1. What is Media Discourse
Media discourse refers to the way in which media outlets, such as newspapers, television, and the internet, present and construct meaning about particular topics or issues. It encompasses the language, images, and other forms of representation used in these media, as well as the ways in which these representations are organized and presented. Media discourse can include news articles, television news broadcasts, talk shows, documentaries, and other forms of mediated communication.
CDA is applied to different domains of discourse for the sake of having a comprehensive analysis of both written and spoken forms of the text. But before moving to decipher the meaning of media discourse, it is quite important to provide a definition of media. Accordingly, Chandler and Munday (2011) define media as:
The various technological means of producing and disseminating messages and cultural forms…to large, widely dispersed, heterogeneous audience…in the world today these include television, radio, the cinema, newspapers, magazines, bestselling books, audio, and the Internet…media are key economic, political, and social institutions based on producing and disseminating materials using such channels. (p. 257)
This implies that the power of media is under investigation in different disciplines, such as linguistics, politics, discourse studies, and sociology. By marrying media and discourse, O’Keeffee (2011), refers to media discourse as “the interactions that take place through a broadcast platform, whether spoken or written, in which the discourse is oriented to a non-present reader, listener or viewer” (p. 441). In other words,while analyzing the news, there is an overlap between discourse and communication that requires the investigation of context, participants, audience, and a specific means namely language. As a result, there is not a specific way of investigating social, political, religious, and ideological issues within the framework of media discourse analysis.

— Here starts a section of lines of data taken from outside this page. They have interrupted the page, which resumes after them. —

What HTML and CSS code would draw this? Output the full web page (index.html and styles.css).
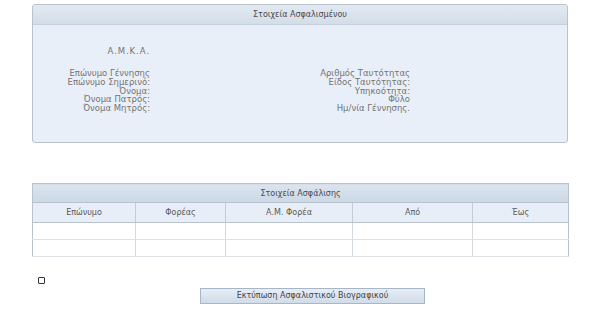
FILE: index.html
```html
<!DOCTYPE html>
<html lang="el">
<head>
<meta charset="utf-8">
<link rel="stylesheet" href="styles.css">
</head>
<body>
<div class="page">
  <div class="panel">
    <div class="panel-head">Στοιχεία Ασφαλισμένου</div>
    <div class="panel-body">
      <div class="amka"><span class="lbl-col">Α.Μ.Κ.Α.</span></div>
      <div class="fields">
        <div class="lbl-col">
          <div>Επώνυμο Γέννησης</div>
          <div>Επώνυμο Σημερινό:</div>
          <div>Όνομα:</div>
          <div>Όνομα Πατρός:</div>
          <div>Όνομα Μητρός:</div>
        </div>
        <div class="lbl-col right">
          <div>Αριθμός Ταυτότητας</div>
          <div>Είδος Ταυτότητας:</div>
          <div>Υπηκοότητα:</div>
          <div>Φύλο</div>
          <div>Ημ/νία Γέννησης.</div>
        </div>
      </div>
    </div>
  </div>

  <table class="grid">
    <colgroup>
      <col class="c1"><col class="c2"><col class="c3"><col class="c4"><col class="c5">
    </colgroup>
    <thead>
      <tr><th colspan="5" class="title">Στοιχεία Ασφάλισης</th></tr>
      <tr class="cols">
        <th>Επώνυμο</th>
        <th>Φορέας</th>
        <th>Α.Μ. Φορέα</th>
        <th>Από</th>
        <th>Έως</th>
      </tr>
    </thead>
    <tbody>
      <tr><td></td><td></td><td></td><td></td><td></td></tr>
      <tr><td></td><td></td><td></td><td></td><td></td></tr>
    </tbody>
  </table>

  <div class="check-row"><span class="checkbox"></span></div>
  <div class="btn-row"><button class="btn">Εκτύπωση Ασφαλιστικού Βιογραφικού</button></div>
</div>
</body>
</html>
```

FILE: styles.css
```css
html, body {
  margin: 0;
  padding: 0;
  background: #ffffff;
}
body {
  font-family: "DejaVu Sans", Verdana, sans-serif;
  font-size: 8.5px;
  color: #747474;
}
.page {
  width: 536px;
  padding: 4px 0 0 32px;
}
.panel {
  height: 137px;
  border: 1px solid #b9c3ce;
  border-radius: 3px;
  background: #e9eff8;
  overflow: hidden;
}
.panel-head {
  height: 19px;
  line-height: 19px;
  border-bottom: 1px solid #c6d0dc;
  background: linear-gradient(#e2e9f2, #d3dde9);
  text-align: center;
  color: #4a4a4a;
  font-size: 8px;
}
.panel-body {
  padding-top: 22px;
}
.amka {
  line-height: 9px;
  height: 9px;
  margin-bottom: 13px;
}
.lbl-col {
  display: block;
  width: 117px;
  text-align: right;
  line-height: 8.8px;
}
.amka .lbl-col {
  display: inline-block;
  letter-spacing: 0.9px;
}
.fields {
  display: flex;
}
.lbl-col.right {
  width: 260px;
}
.grid {
  margin-top: 40px;
  width: 536px;
  border-collapse: collapse;
  border: 1px solid #b9c3ce;
  table-layout: fixed;
}
.grid col.c1 { width: 103px; }
.grid col.c2 { width: 90px; }
.grid col.c3 { width: 127px; }
.grid col.c4 { width: 120px; }
.grid col.c5 { width: 96px; }
.grid th, .grid td {
  padding: 0;
  font-weight: normal;
  font-size: 8px;
}
.grid .title {
  height: 18px;
  background: linear-gradient(#dbe4ef, #ccd8e6);
  border-bottom: 1px solid #b9c3ce;
  color: #4a4a4a;
  text-align: center;
}
.grid .cols th {
  height: 19px;
  background: #e8eef7;
  border-right: 1px solid #c2ccd7;
  border-bottom: 1px solid #b9c3ce;
  color: #5a5a5a;
  text-align: center;
}
.grid td {
  height: 16px;
  border-right: 1px solid #d4d9df;
  border-bottom: 1px solid #dde1e6;
  background: #fff;
}
.grid tr > :last-child {
  border-right: none;
}
.check-row {
  height: 7px;
  margin-top: 20px;
  padding-left: 6px;
}
.checkbox {
  display: block;
  width: 5px;
  height: 5px;
  border: 1px solid #333;
  border-radius: 1px;
  background: #fff;
}
.btn-row {
  padding-left: 168px;
  margin-top: 4px;
}
.btn {
  width: 225px;
  height: 16px;
  padding: 0;
  border: 1px solid #a9b6c5;
  border-radius: 0;
  background: linear-gradient(#e6edf6, #d0dcea);
  font-family: "DejaVu Sans", Verdana, sans-serif;
  font-size: 8px;
  color: #444;
  line-height: 14px;
}
```
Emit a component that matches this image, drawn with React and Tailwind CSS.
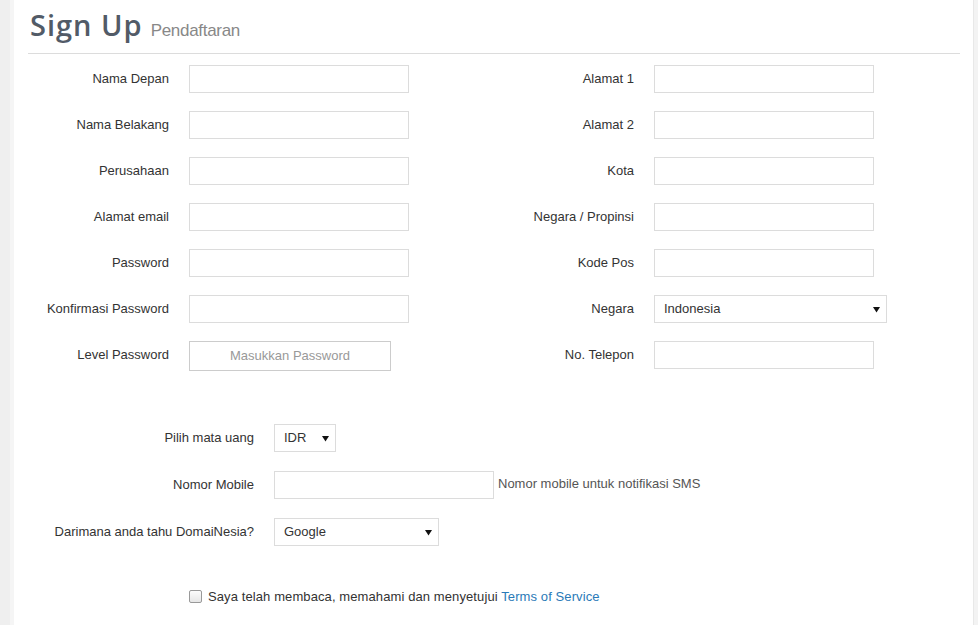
import React from "react";

const Arrow = () => (
  <svg width="7" height="7" viewBox="0 0 7 7" className="shrink-0">
    <path d="M0 1 L7 1 L3.5 6.5 Z" fill="#111" />
  </svg>
);

function Row({ label, children, labelW = "w-[155px]" }) {
  return (
    <div className="flex items-center h-[28px]">
      <div className={`${labelW} text-right text-[13px] text-[#333] shrink-0`}>{label}</div>
      <div className="ml-[20px] flex items-center">{children}</div>
    </div>
  );
}

const Input = ({ w = "w-[220px]" }) => (
  <div className={`${w} h-[28px] border border-[#dcdcdc] bg-white`} />
);

const Select = ({ w, text }) => (
  <div className={`${w} h-[28px] border border-[#dcdcdc] bg-white flex items-center justify-between pl-[9px] pr-[6px] text-[13px] text-[#333]`}>
    <span>{text}</span>
    <Arrow />
  </div>
);

export default function App() {
  const left = [
    "Nama Depan",
    "Nama Belakang",
    "Perusahaan",
    "Alamat email",
    "Password",
    "Konfirmasi Password",
  ];
  const right = ["Alamat 1", "Alamat 2", "Kota", "Negara / Propinsi", "Kode Pos"];
  return (
    <div
      className="w-[978px] h-[625px] bg-[#f0f0f0] flex overflow-hidden"
      style={{ fontFamily: '"Liberation Sans", Arial, sans-serif' }}
    >
      <div className="w-[10px] shrink-0 bg-[#efefef]" />
      <div className="w-[4px] shrink-0 bg-[#f5f5f5]" />
      <div className="w-[959px] bg-white shrink-0 flex flex-col">
        <div className="flex items-baseline ml-[16px] mt-[3px] h-[40px]">
          <span
            className="text-[29px] font-semibold text-[#525b67] tracking-[1px]"
            style={{ fontFamily: '"Open Sans", sans-serif' }}
          >
            Sign Up
          </span>
          <span className="ml-[8px] text-[17px] text-[#888] tracking-[-0.3px]">Pendaftaran</span>
        </div>
        <div className="ml-[14px] mr-[13px] mt-[10px] h-px bg-[#dcdcdc]" />
        <div className="flex mt-[11px]">
          <div className="w-[465px] flex flex-col gap-[18px]">
            {left.map((l) => (
              <Row key={l} label={l}>
                <Input />
              </Row>
            ))}
            <div className="flex items-center h-[30px]">
              <div className="w-[155px] text-right text-[13px] text-[#333] -mt-[2px]">Level Password</div>
              <div className="ml-[20px] w-[202px] h-[30px] border border-[#ccc] flex items-center justify-center text-[13px] text-[#999]">
                Masukkan Password
              </div>
            </div>
          </div>
          <div className="flex flex-col gap-[18px]">
            {right.map((l) => (
              <Row key={l} label={l}>
                <Input />
              </Row>
            ))}
            <Row label="Negara">
              <Select w="w-[233px]" text="Indonesia" />
            </Row>
            <Row label="No. Telepon">
              <Input />
            </Row>
          </div>
        </div>
        <div className="flex flex-col gap-[19px] mt-[53px]">
          <Row label="Pilih mata uang" labelW="w-[240px]">
            <Select w="w-[62px]" text="IDR" />
          </Row>
          <Row label="Nomor Mobile" labelW="w-[240px]">
            <Input />
            <span className="ml-[4px] text-[13px] text-[#555] -mt-[3px]">Nomor mobile untuk notifikasi SMS</span>
          </Row>
          <Row label="Darimana anda tahu DomaiNesia?" labelW="w-[240px]">
            <Select w="w-[165px]" text="Google" />
          </Row>
        </div>
        <div className="flex items-center ml-[175px] mt-[41px]">
          <div className="w-[13px] h-[13px] rounded-[2px] border border-[#999] bg-gradient-to-b from-[#fcfcfc] to-[#e6e6e6]" />
          <span className="ml-[6px] text-[13px] tracking-[0.1px] text-[#333]">
            Saya telah membaca, memahami dan menyetujui{" "}
            <span className="text-[#2a7ab8]">Terms of Service</span>
          </span>
        </div>
      </div>
      <div className="flex-1 bg-[#f3f3f3] border-l border-[#e8e8e8]" />
    </div>
  );
}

Cechk types of Media Discourse here
2. Media Discourse and Fairclough
Media discourse has been approached differently in CDA. On the one hand, Kress (1990), focuses on describing the ideological discursive structures in the ideological systems. On the other hand, Van Dijk (1991), examines the role of news reports in ethnic relations, racism, and power abuse. Finally, Fairclough (1995b), believes that media discourse contributes to the reproduction of social relations, domination, and exploitation to name a few. With regard to news production, Tuchman (1978), as cited in Fairclough (1995b), states that:
one striking feature of news production is the overwhelming reliance of journalists on a tightly delimited set of officials and otherwise legitimized sources which are systematically drawn upon, through a network of contacts and procedures, and sources of ‘facts’ and to substantiate other ‘facts’. (p. 49)
That is, ordinary people are not considered to be part of the source of news in most cases. The same thing applies to the banned organizations that go against the current. But governmental organizations, for instance, are highly quoted and considered reliable sources for news production if they serve the will of the ruling class.
3. Media Discourse and the cognitive Model of Van Dijk
To elaborate on the cognitive model in media discourse, Van Dijk (1988), presents a rigid process for the interpretation of any piece of news. According to him, to determine the sources of dominance, power, and inequality with special reference to the social, political, and historical context in the media, it is compulsory to single out the type of language used and analyze it within the framework of discourse. Additionally, he believes that the focus should be on how news in media distorts ‘facts’. Similarly, Fairclough (1995b) argues that media discourse contributes to the reproducing of social relations, domination, and exploitation and that the main goal is to locate where ideology is manifested in the news reports.
To single out a phase of media discourse, Van Dijk has presented a detailed description of the main procedures to analyze news headlines. He claims that news reports are organized based on the criteria of importance and relevance. In terms of structure, news headlines and leads come first. The two summarize the entire news stories but selecting news reports is one of the most important practices of text production.
Moreover, the participants in the news production are not only news reporters, editors, and news actors, but also the target audience who will react to those stories. Their reaction will define how the news will be reformed again. Van Dijk (2009), believes that within the same institution, the ideologies of reporters, journalists, and editors are quite similar, and what matters most is that media, in general, continue to be part of the problem of racism, rather than its solution.
According to Van Dijk (2009), news production is based on the following four fundamental criteria:
· News Values: friends and allies are given a higher value than others even if they are geographically far.
· Beats and Sources: ‘white people’ are given priority and attributed higher credibility and are more likely to be quoted.
· Salience: in the news stories minorities, refugees, and immigrants…are depicted as unwanted people and a threat to the ingroup.
· Topics: the dichotomy of ‘Us’ and ‘Them’ is used and approached differently. ‘Us’ receive a wide range of coverage. While ‘Them’ are limited in number and gender. Issues covered about ‘Them’ are merely about crime, race relations, violence, women segregation…etc.
Finally, It is important to be aware of how media discourse can shape our understanding of events and issues and to critically evaluate the media representation of different topics. Media literacy is a crucial tool to understand the media discourse and to decode the messages that the media wants to convey.